---- Excerpted data
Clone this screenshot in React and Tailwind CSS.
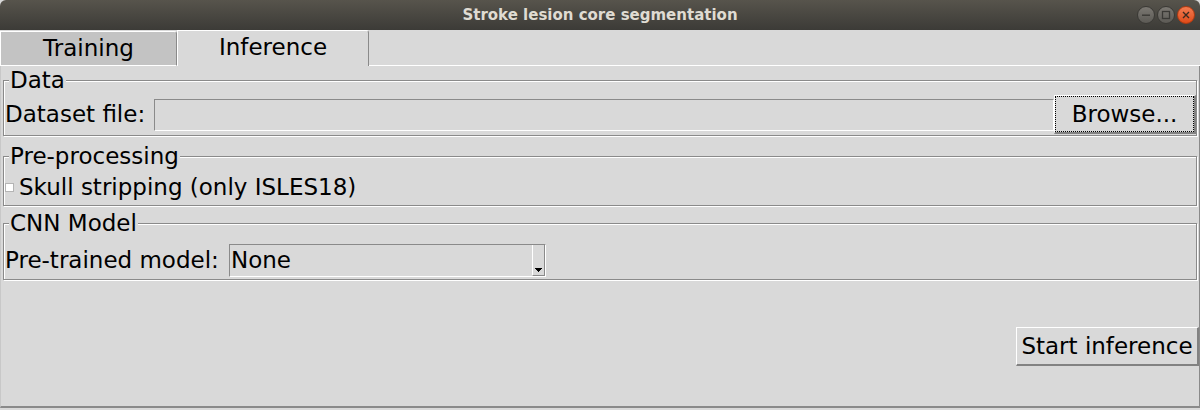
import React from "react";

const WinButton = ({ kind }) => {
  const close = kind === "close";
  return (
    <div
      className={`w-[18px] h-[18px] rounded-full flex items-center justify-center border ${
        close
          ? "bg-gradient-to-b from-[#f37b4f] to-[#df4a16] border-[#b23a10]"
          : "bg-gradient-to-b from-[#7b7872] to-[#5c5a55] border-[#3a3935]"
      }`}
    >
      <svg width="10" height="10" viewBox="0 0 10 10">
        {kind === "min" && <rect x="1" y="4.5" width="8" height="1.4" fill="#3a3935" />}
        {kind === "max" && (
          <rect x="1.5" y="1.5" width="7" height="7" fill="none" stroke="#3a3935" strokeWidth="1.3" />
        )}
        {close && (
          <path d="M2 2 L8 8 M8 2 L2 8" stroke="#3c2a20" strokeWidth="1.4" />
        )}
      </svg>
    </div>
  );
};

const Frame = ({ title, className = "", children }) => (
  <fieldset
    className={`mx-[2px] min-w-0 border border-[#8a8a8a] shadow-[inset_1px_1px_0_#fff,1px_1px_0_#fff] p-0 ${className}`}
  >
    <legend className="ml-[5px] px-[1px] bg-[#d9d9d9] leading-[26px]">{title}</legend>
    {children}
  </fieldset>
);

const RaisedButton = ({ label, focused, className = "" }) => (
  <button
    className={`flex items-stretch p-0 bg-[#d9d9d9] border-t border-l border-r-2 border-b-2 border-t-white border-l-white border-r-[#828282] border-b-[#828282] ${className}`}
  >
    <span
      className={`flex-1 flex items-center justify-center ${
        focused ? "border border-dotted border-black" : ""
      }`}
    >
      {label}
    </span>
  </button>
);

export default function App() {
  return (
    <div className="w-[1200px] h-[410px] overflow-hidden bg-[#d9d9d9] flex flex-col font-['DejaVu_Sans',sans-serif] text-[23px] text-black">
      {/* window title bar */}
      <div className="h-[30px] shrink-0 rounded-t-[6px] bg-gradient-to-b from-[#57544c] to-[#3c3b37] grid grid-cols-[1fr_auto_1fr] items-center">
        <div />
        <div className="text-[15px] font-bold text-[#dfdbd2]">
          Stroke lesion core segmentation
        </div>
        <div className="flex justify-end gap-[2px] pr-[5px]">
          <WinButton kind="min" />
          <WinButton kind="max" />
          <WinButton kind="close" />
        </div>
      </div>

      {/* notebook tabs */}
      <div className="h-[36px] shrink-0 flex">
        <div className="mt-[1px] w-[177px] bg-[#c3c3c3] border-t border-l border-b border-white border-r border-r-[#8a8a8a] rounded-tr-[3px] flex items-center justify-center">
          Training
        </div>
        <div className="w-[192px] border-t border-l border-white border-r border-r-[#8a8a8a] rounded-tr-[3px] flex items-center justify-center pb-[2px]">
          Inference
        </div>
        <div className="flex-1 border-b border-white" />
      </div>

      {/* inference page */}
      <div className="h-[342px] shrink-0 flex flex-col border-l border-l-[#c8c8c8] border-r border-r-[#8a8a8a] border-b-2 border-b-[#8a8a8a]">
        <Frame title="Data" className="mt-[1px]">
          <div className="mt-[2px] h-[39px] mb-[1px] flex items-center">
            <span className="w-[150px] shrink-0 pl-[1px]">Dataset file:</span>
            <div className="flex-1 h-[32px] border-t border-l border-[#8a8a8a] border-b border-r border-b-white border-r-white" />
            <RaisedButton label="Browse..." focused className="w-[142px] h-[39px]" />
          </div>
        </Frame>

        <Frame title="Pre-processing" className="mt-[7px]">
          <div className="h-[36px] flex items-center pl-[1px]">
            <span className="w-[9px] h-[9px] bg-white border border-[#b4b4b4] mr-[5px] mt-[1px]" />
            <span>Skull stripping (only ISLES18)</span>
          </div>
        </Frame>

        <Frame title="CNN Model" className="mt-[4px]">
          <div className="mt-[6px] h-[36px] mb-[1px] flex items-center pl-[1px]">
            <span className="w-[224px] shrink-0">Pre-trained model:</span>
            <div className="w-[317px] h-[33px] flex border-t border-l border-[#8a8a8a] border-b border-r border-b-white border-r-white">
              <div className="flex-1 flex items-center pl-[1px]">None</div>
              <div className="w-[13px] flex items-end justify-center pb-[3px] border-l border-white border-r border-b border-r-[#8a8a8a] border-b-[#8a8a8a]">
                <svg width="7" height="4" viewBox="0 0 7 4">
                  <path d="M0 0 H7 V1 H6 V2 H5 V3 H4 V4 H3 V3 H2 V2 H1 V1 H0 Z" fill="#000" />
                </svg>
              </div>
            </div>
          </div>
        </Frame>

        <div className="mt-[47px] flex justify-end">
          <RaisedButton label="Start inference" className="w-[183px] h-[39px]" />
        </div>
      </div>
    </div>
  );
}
--------
---- Excerpted data
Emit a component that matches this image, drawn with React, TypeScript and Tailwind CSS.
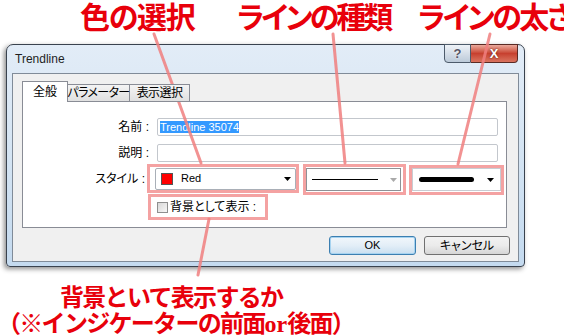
--------
● **What you have to do**
Using the data above, extract exactly the lines from the one containing "Clone this screenshot" through the one containing "import React from". Pictures are left out.

● **The solution**
Clone this screenshot in React and Tailwind CSS.
import React from "react";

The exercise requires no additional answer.